# Exercise requirements
Return all lines with the word "React" in them.

# Recorded data
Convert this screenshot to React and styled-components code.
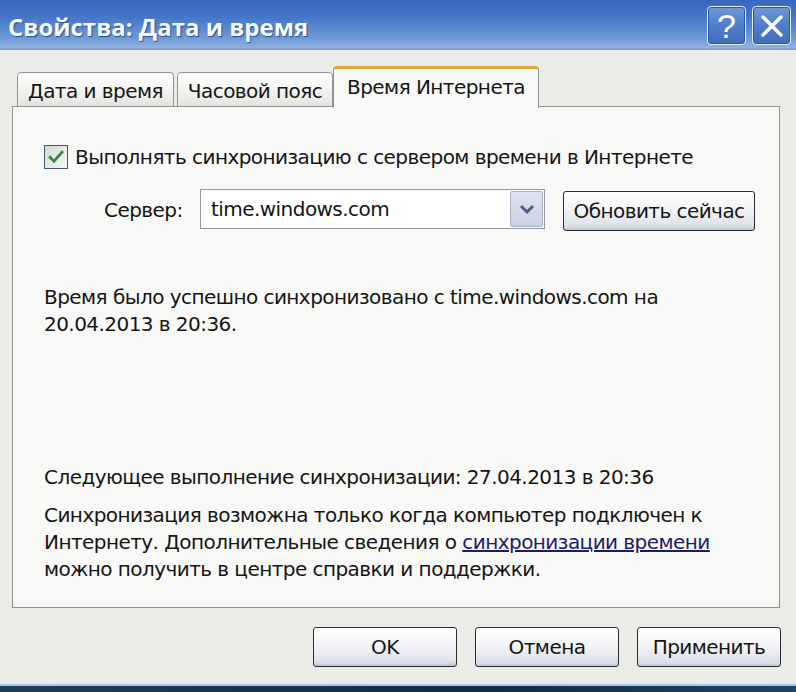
import React from "react";
import styled, { createGlobalStyle } from "styled-components";

const GlobalStyle = createGlobalStyle`
  html, body {
    margin: 0;
    padding: 0;
    background: #ebebe8;
    overflow: hidden;
  }
`;

const Window = styled.div`
  width: 796px;
  height: 692px;
  display: flex;
  flex-direction: column;
  background: #ebebe8;
  font-family: "DejaVu Sans", Verdana, sans-serif;
  font-size: 20px;
  letter-spacing: -0.55px;
  color: #151515;
`;

const TitleBar = styled.div`
  height: 50px;
  flex: none;
  display: flex;
  align-items: center;
  justify-content: space-between;
  padding: 0 5px 0 8px;
  box-sizing: border-box;
  background: linear-gradient(
    to bottom,
    #3867bd 0%,
    #4676c8 35%,
    #6d99d8 75%,
    #8db2e2 96%,
    #6f8fb8 100%
  );
`;

const Title = styled.div`
  font-family: "Open Sans", "DejaVu Sans", sans-serif;
  font-weight: 700;
  font-size: 24px;
  letter-spacing: 0;
  color: #f4f8ff;
  text-shadow: 1px 1px 1px #2b4d86;
  margin-top: 2px;
`;

const TitleButtons = styled.div`
  display: flex;
  gap: 6px;
  margin-top: 1px;
`;

const TitleButton = styled.div`
  width: 39px;
  height: 39px;
  box-sizing: border-box;
  border: 1px solid #e8f0fb;
  border-radius: 4px;
  box-shadow: inset 0 0 0 1px #2c559c;
  background: linear-gradient(to bottom, #6f98d8, #4d7cc8 55%, #3f6dbd);
  display: flex;
  align-items: center;
  justify-content: center;
  color: #fff;
  font-family: "Liberation Sans", Arial, sans-serif;
  font-size: 34px;
  font-weight: 400;
  letter-spacing: 0;
  line-height: 1;
`;

const Client = styled.div`
  flex: 1;
  display: flex;
  flex-direction: column;
  padding: 16px 16px 0 12px;
`;

const Tabs = styled.div`
  height: 41px;
  display: flex;
  align-items: flex-end;
  padding-left: 5px;
  position: relative;
  z-index: 1;
`;

const Tab = styled.div`
  box-sizing: border-box;
  width: ${(p) => p.$w}px;
  margin-right: ${(p) => p.$mr || 0}px;
  height: ${(p) => (p.$active ? 42 : 35)}px;
  margin-bottom: ${(p) => (p.$active ? -1 : 0)}px;
  border: 1px solid #8e9396;
  border-bottom: ${(p) => (p.$active ? "none" : "1px solid #8e9396")};
  border-top: ${(p) => (p.$active ? "3px solid #e6a53a" : "1px solid #8e9396")};
  border-radius: 4px 4px 0 0;
  background: ${(p) =>
    p.$active
      ? "#f8f8f6"
      : "linear-gradient(to bottom, #ffffff, #f1f1ee 60%, #e2e2dd)"};
  display: flex;
  align-items: center;
  justify-content: center;
  padding-top: ${(p) => (p.$active ? 0 : 2)}px;
  padding-bottom: ${(p) => (p.$active ? 4 : 0)}px;
  white-space: nowrap;
`;

const Panel = styled.div`
  box-sizing: border-box;
  height: 502px;
  margin-top: -1px;
  border: 1px solid #8e9396;
  background: #f8f8f6;
  padding: 37px 20px 0 31px;
  display: flex;
  flex-direction: column;
`;

const CheckRow = styled.label`
  display: flex;
  align-items: center;
  height: 26px;
  gap: 7px;
`;

const CheckBox = styled.span`
  width: 24px;
  height: 24px;
  box-sizing: border-box;
  border: 1px solid #3f5a6e;
  background: linear-gradient(135deg, #d4dcd4, #f6f7f4);
  display: flex;
  align-items: center;
  justify-content: center;
`;

const ServerRow = styled.div`
  display: flex;
  align-items: center;
  margin-top: 19px;
  height: 42px;
`;

const ServerLabel = styled.span`
  margin-left: 60px;
  width: 96px;
  flex: none;
`;

const Combo = styled.div`
  box-sizing: border-box;
  width: 345px;
  height: 40px;
  border: 1px solid #8e9aa8;
  background: #fff;
  display: flex;
  align-items: stretch;
  margin-top: -2px;
`;

const ComboText = styled.div`
  flex: 1;
  display: flex;
  align-items: center;
  padding-left: 10px;
`;

const ComboButton = styled.div`
  width: 33px;
  margin: 1px;
  box-sizing: border-box;
  border: 1px solid #a6b0bf;
  border-radius: 2px;
  background: linear-gradient(to bottom, #dfe5ef, #c9d2e2);
  display: flex;
  align-items: center;
  justify-content: center;
`;

const Button = styled.div`
  box-sizing: border-box;
  width: ${(p) => p.$w}px;
  height: 40px;
  border: 1px solid #2a2d33;
  border-radius: 3px;
  background: linear-gradient(to bottom, #ffffff 0%, #f3f4f6 45%, #dfe3ea 85%, #cdd3dd 100%);
  box-shadow: inset 0 -2px 0 #c3cad6;
  display: flex;
  align-items: center;
  justify-content: center;
  white-space: nowrap;
`;

const UpdateButton = styled(Button)`
  margin-left: 18px;
  margin-top: 2px;
`;

const Text = styled.p`
  margin: ${(p) => p.$mt}px 0 0 0;
  line-height: 27px;
`;

const HelpLink = styled.span`
  color: #1c1c6a;
  text-decoration: underline;
`;

const ButtonRow = styled.div`
  display: flex;
  justify-content: flex-end;
  gap: 18px;
  margin: 19px -1px 0 0;
`;

const Taskbar = styled.div`
  height: 6px;
  flex: none;
  border-top: 2px solid #a9c6e4;
  background: linear-gradient(to right, #1d3d5c, #163451 30%, #0f2a45 60%, #1e4466);
`;

const Check = () => (
  <svg width="18" height="18" viewBox="0 0 18 18">
    <path
      d="M3 9.2 L7 13.2 L15 4.2"
      fill="none"
      stroke="#3a8746"
      strokeWidth="2.8"
      strokeLinecap="square"
    />
  </svg>
);

const Chevron = () => (
  <svg width="18" height="12" viewBox="0 0 18 12">
    <path
      d="M3 3 L9 9 L15 3"
      fill="none"
      stroke="#4a5f86"
      strokeWidth="3"
    />
  </svg>
);

export default function App() {
  return (
    <Window>
      <GlobalStyle />
      <TitleBar>
        <Title>Свойства: Дата и время</Title>
        <TitleButtons>
          <TitleButton>?</TitleButton>
          <TitleButton>
            <svg width="26" height="26" viewBox="0 0 26 26">
              <path
                d="M4 4 L22 22 M22 4 L4 22"
                stroke="#fff"
                strokeWidth="3.4"
                strokeLinecap="round"
              />
            </svg>
          </TitleButton>
        </TitleButtons>
      </TitleBar>
      <Client>
        <Tabs>
          <Tab $w={157} $mr={3}>Дата и время</Tab>
          <Tab $w={156}>Часовой пояс</Tab>
          <Tab $w={206} $active>Время Интернета</Tab>
        </Tabs>
        <Panel>
          <CheckRow>
            <CheckBox>
              <Check />
            </CheckBox>
            Выполнять синхронизацию с сервером времени в Интернете
          </CheckRow>
          <ServerRow>
            <ServerLabel>Сервер:</ServerLabel>
            <Combo>
              <ComboText>time.windows.com</ComboText>
              <ComboButton>
                <Chevron />
              </ComboButton>
            </Combo>
            <UpdateButton $w={192}>Обновить сейчас</UpdateButton>
          </ServerRow>
          <Text $mt={53}>
            Время было успешно синхронизовано с time.windows.com на
            <br />
            20.04.2013 в 20:36.
          </Text>
          <Text $mt={126}>Следующее выполнение синхронизации: 27.04.2013 в 20:36</Text>
          <Text $mt={11}>
            Синхронизация возможна только когда компьютер подключен к
            <br />
            Интернету. Дополнительные сведения о{" "}
            <HelpLink>синхронизации времени</HelpLink>
            <br />
            можно получить в центре справки и поддержки.
          </Text>
        </Panel>
        <ButtonRow>
          <Button $w={144}>OK</Button>
          <Button $w={144}>Отмена</Button>
          <Button $w={144}>Применить</Button>
        </ButtonRow>
      </Client>
      <Taskbar />
    </Window>
  );
}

# Exercise output
Convert this screenshot to React and styled-components code.
import React from "react";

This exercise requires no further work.